Picture: Widescreen, 16X9 enhanced. Perhaps because it is the most recent of the films, the color, contrast, and sharpness on A Man Called Blade is the strongest. While there are still some age wear, graininess, spots, and occasional slight background edge enhancement, it is a very pleasing print of the film and should more than satisfy fans.
Sound: Dolby Digital 2.0 Mono, English or Italian language tracks with optional white English subtitles. Aside from translation, the disparity between the tracks was minor. Both were in good shape, usual slight dub muffle, but overall clear and strong, especially when it comes to the music and its weird, booming, unforgettable theme song.
Extras: 24 Chapters--- Liner notes--- Trailer--- Photo Gallery 16 posters, lobby cards, and stills--- Talent bios for Sergio Martino and Maurizio Merli--- "A Man Called Sergio", new 12 min featurette interviewing director Martino about the film.
Conclusion: If you are a fan, this collection is a godsend.
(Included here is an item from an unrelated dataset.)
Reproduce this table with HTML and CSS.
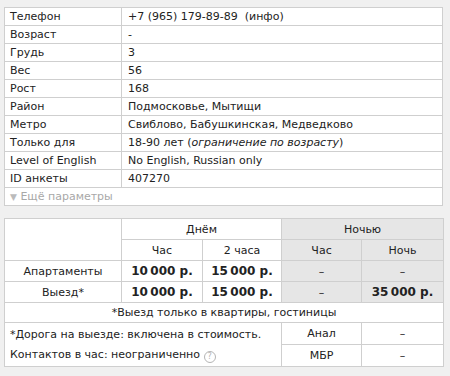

Certainly it is also a good introduction, showcasing a wide range of Spaghettis, from the landmark Django, to the comic/political Run, Man Run!, to the surreal If You Live... Shoot!, to the pulp action of A Man Called Blade. Blue Underground is a new company, only a few months old, but they are already defining themselves as one of the best cult genre companies out there by seeking out quality transfer material and solid extras.